General and administrative expenses for the third quarter of 2017 were $5.4 million compared to $5.7 million in the third quarter of 2016. Excluding transaction cost from both years, our G&A expense decreased $300,000 as compared to the third quarter of 2016, due mostly to having lower net employee healthcare expense.

We had a net employee healthcare credit of $100,000 in the third quarter of this year as compared to net employee healthcare expense of $800,000 in the third quarter of 2016, so, a $900,000 decrease year-over-year. This is also a $1.2 million increase compared to the second quarter of 2017.

Since our new employee healthcare plans went into effect on June 1, we've had a small credit in net employee healthcare expense every month. G&A expense as a percentage of revenue under management was 4.3% in the third quarter of 2017 compared to 4.7% in the third quarter of 2016.

Our adjusted EBITDAR was $37.9 million in the third quarter of 2017 compared to $38 million in the third quarter of 2016. This does not include EBITDAR of $900,000 related to the four communities that are undergoing repositioning, lease-up, or significant renovation and conversion.

Our adjusted CFFO was $11.1 million in the third quarter of 2017, which is above the range for third quarter's CFFO that we provided on our second quarter earnings call of $9.6 million to $10.8 million. Same-community revenue increased $1.6 million or 1.6% over the third quarter of the prior year.

Our same-community occupancy was 87.2% in the third quarter, which was an increase of 30 basis points from the second quarter and a decrease of 140 basis points from the third quarter of last year. Our same-community average monthly rent increased 2.6% from the third quarter of 2016.

Same-community operating expenses increased 4.2% versus the third quarter of last year. Our employee labor costs increased 4% in the third quarter 2017 versus the prior year. Excluding communities that have converted units to higher levels of care over the last year, our employee labor costs were up 3.5%.

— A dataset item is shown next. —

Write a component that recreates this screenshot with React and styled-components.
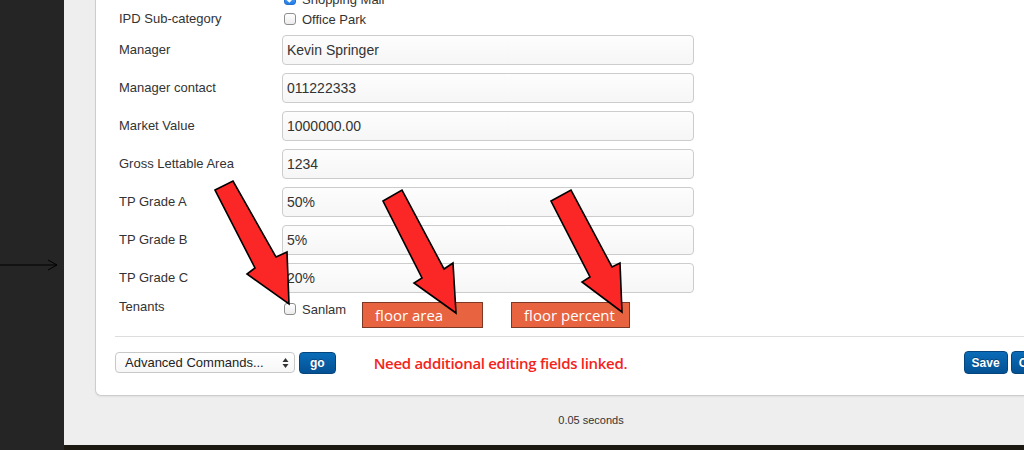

Labor costs were higher in July and August as we transitioned away from contract labor by covering shifts with existing employees prior to hiring additional permanent staff. Our September labor costs were flat with the previous year.

Our two other major expense categories continue to be well managed with food cost increasing only 1.1% versus the third quarter of the prior year and utilities increasing 0.4%. Our same-community net operating income decreased 2.4% in the third quarter of 2017 as compared to the third quarter of 2016.

As I noted earlier, our same-community results improved as the third quarter progressed, finishing with a strong September. In the month of September, our same-community revenues increased 2.3%, our expenses decreased 2.3%, and our net operating income increased 9.1%.

Looking briefly at the balance sheet, we ended the quarter with $22.6 million of cash and cash equivalents including restricted cash. During the third quarter, we spent $8.2 million on capital expenditures, $1.5 billion of which was for recurring CapEx.

We received reimbursements totaling $1.5 million from our REIT partners for capital improvements at our leased communities and expect to receive additional reimbursements as projects are completed. Our mortgage debt balance at September 30, 2017 was $960.2 million at a weighted average interest rate of approximately 4.7%.

At September 30, all of our debt was at fixed interest rates except for two bridge loans that totaled approximately $76.6 million and the average duration of our debt is approximately seven years with 92% of our debt maturing in 2021 and after.

Looking to the fourth quarter, we expect the momentum established in the third quarter to carry into the fourth quarter even as we enter a time of year where occupancy growth is typically more muted as compared to the spring and summer months.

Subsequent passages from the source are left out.